A FAMILY-RUN business based in Smithstown, Shannon is playing a crucial role in improving the national water and gas infrastructures.
Tensile Testing Services, which specialises in quality control in pipe welding for agencies including Irish Water and Gas Networks Ireland along with pharmaceuticals, is a company in the ascendency having purchased a new facility in Shannon, while it is now focussed on building on its professional training services.
Co-founder Joseph Birney explains that Tensile Testing has a 15-year history and has been integral to the development of improving gas and water networks in Ireland. He tells The Clare Echo. “When Irish Water and Gas Networks employ contractors in the field to install the pipes for their transmission – which are carrying the water and the gas in the ground – as part of their quality control they sample welds periodically to ensure they are suited for licenced service. So that weld will be cut out and sent to us, then we’re like the big brother monitoring the quality of workmanship in the industry.”

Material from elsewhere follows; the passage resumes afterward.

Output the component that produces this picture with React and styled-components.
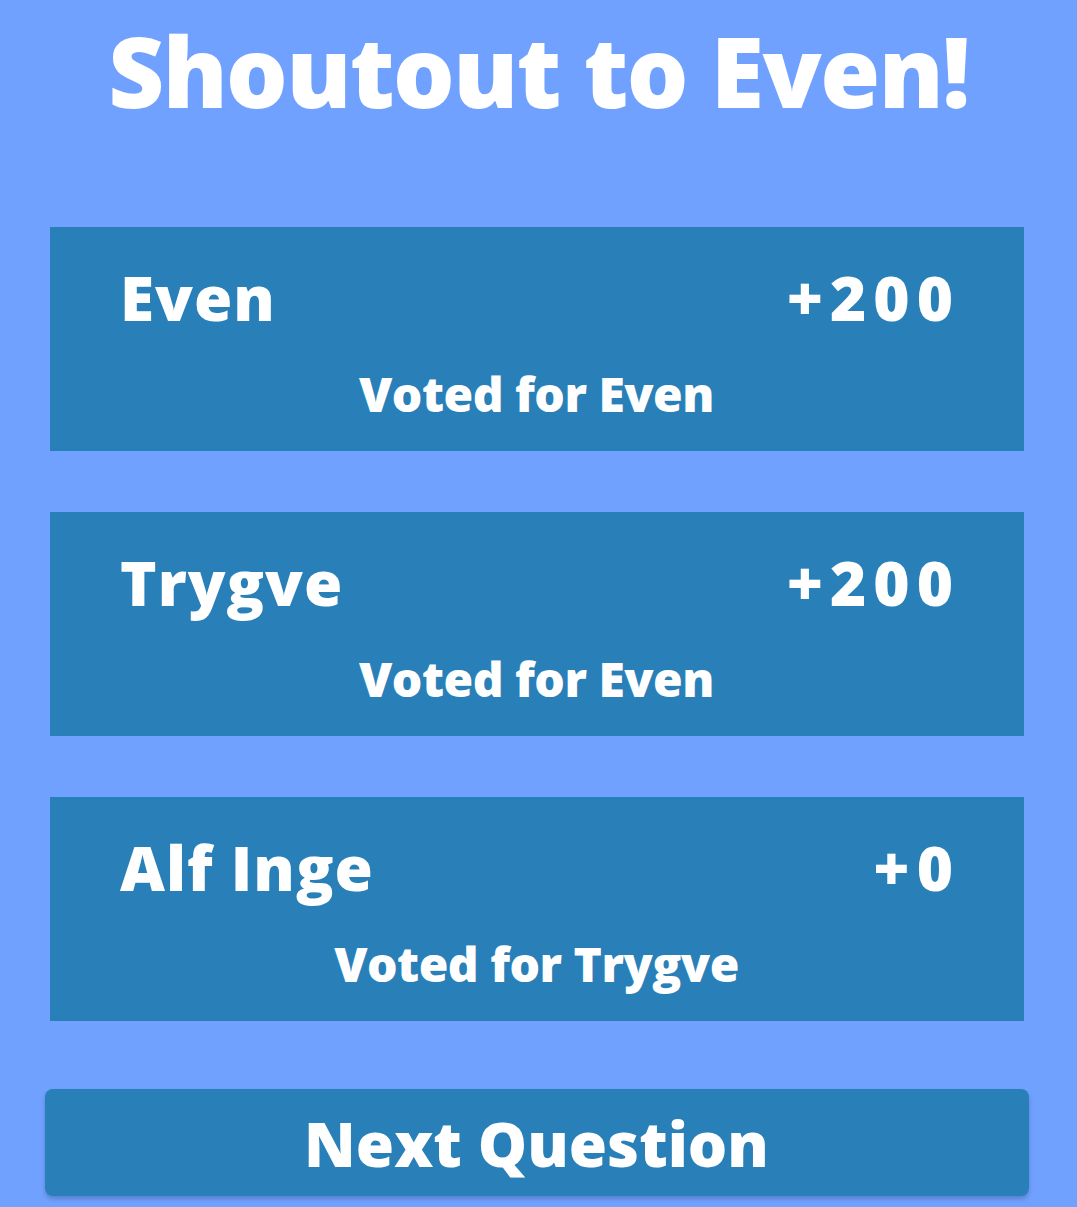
import React from "react";
import styled, { createGlobalStyle } from "styled-components";

const Global = createGlobalStyle`
  html, body { margin: 0; padding: 0; background: #70a1ff; }
  body { font-family: "Open Sans", Roboto, "Liberation Sans", sans-serif; color: #fff; }
`;

const Page = styled.div`
  width: 1077px;
  min-height: 1207px;
  box-sizing: border-box;
  display: flex;
  flex-direction: column;
  align-items: center;
  padding-top: 10px;
`;

const Title = styled.h1`
  margin: 0;
  font-weight: 800;
  font-size: 97px;
  line-height: 120px;
  letter-spacing: -1.5px;
  text-align: center;
`;

const List = styled.div`
  width: 974px;
  margin-top: 97px;
  margin-left: -3px;
  display: flex;
  flex-direction: column;
  gap: 61px;
`;

const Card = styled.div`
  background: #2980b9;
  height: 224px;
  box-sizing: border-box;
  padding: 32px 71px 0 70px;
  display: flex;
  flex-direction: column;
`;

const Row = styled.div`
  display: flex;
  justify-content: space-between;
  align-items: baseline;
  font-weight: 800;
  font-size: 62px;
  line-height: 76px;
`;

const Name = styled.span`
  letter-spacing: 1px;
`;

const Points = styled.span`
  letter-spacing: 7px;
  margin-right: -7px;
`;

const Voted = styled.div`
  text-align: center;
  font-weight: 800;
  font-size: 48px;
  line-height: 60px;
  margin-top: 29px;
  letter-spacing: -0.5px;
`;

const Button = styled.button`
  margin-top: 68px;
  margin-left: -4px;
  width: 984px;
  height: 107px;
  border: none;
  border-radius: 8px;
  background: #2980b9;
  color: #fff;
  font-family: inherit;
  font-weight: 800;
  font-size: 62px;
  box-shadow: 0 3px 4px rgba(0, 0, 0, 0.2);
  cursor: pointer;
`;

const players = [
  { name: "Even", points: "+200", vote: "Even" },
  { name: "Trygve", points: "+200", vote: "Even" },
  { name: "Alf Inge", points: "+0", vote: "Trygve" },
];

export default function App() {
  return (
    <>
      <Global />
      <Page>
        <Title>Shoutout to Even!</Title>
        <List>
          {players.map((p) => (
            <Card key={p.name}>
              <Row>
                <Name>{p.name}</Name>
                <Points>{p.points}</Points>
              </Row>
              <Voted>Voted for {p.vote}</Voted>
            </Card>
          ))}
        </List>
        <Button>Next Question</Button>
      </Page>
    </>
  );
}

Their base in Smithstown has proved a fotuitous location, both central to a DPD hub and close to Shannon Airport. The Clarecastle resident and former Syntex employee started the company with Richard Roberts. Joseph, who came from an engineering and welding background, identified that weld testing had become a laborious task for companies who were forced to outsource to the UK, creating additional time and cost. Noting that there was a “huge increase in failures in the network”, Joseph and Richard developed Tensile Testing Services. Richard has since relocated to his native Scotland and Tensile Testing has become a family business, with son Joseph and partner Patricia now among the business’s ranks.

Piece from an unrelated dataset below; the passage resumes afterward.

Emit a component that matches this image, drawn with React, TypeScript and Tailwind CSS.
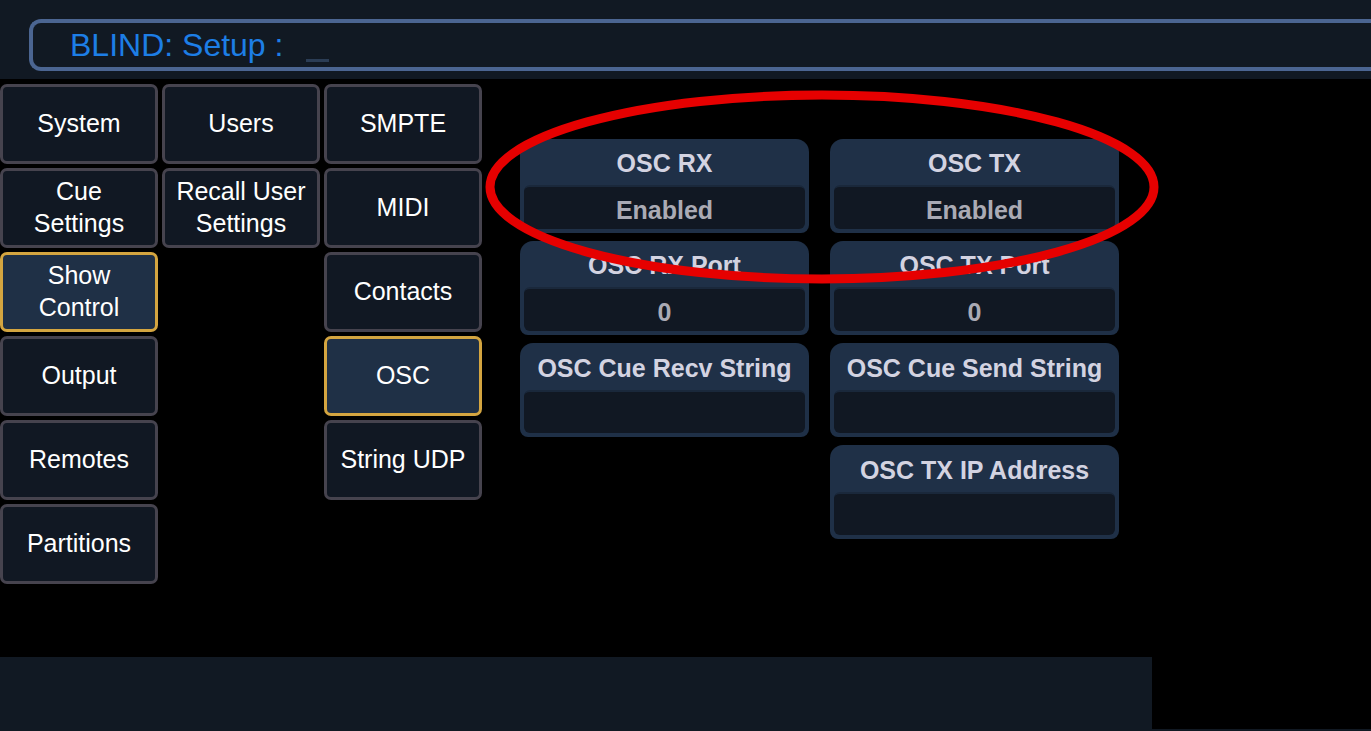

In recent years Tensile Testing has seized additional opportunities afforded by the Government trying to solve the housing crisis. “Even during Covid, there was a huge drive on housing as we have a huge housing problem. That’s generating work all the time because each housing estate needs infrastructure which is water and gas pipes.”
Joseph tells The Clare Echo that since its beginnings, Local Enterprise Office Clare has been a vital support. That has been a consistent theme and as Tensile Testing moves onto the next phase of its business story, Clare LEO continue to be part of their journey.
“We’re developing more into the training side of it for Irish Water, they’re requesting that their field engineers be trained and also the welding personnel for the different contractors. We’re developing into the hiring and manufacturing of specific pieces as well,” says Joseph.
“We initially approached Clare LEO to give us assistance at the start with business training and setting up. We recently progressed to a new building and they were integral part of our support, helping us with management training courses and having someone in the background to deal with. We also received Brexit training and help with basic principles of doing business plans.”
Tensile Testing are also on a road to lowering their carbon footprint and through the Clare LEO’s Green For Micro programme, have availed of a consultant to develop a ‘greener’ policy and improve efficiency.
“All along, I can’t say enough about the staff and the service that LEO provide us with. We definitely wouldn’t be where we are today without their guidance and assistance.”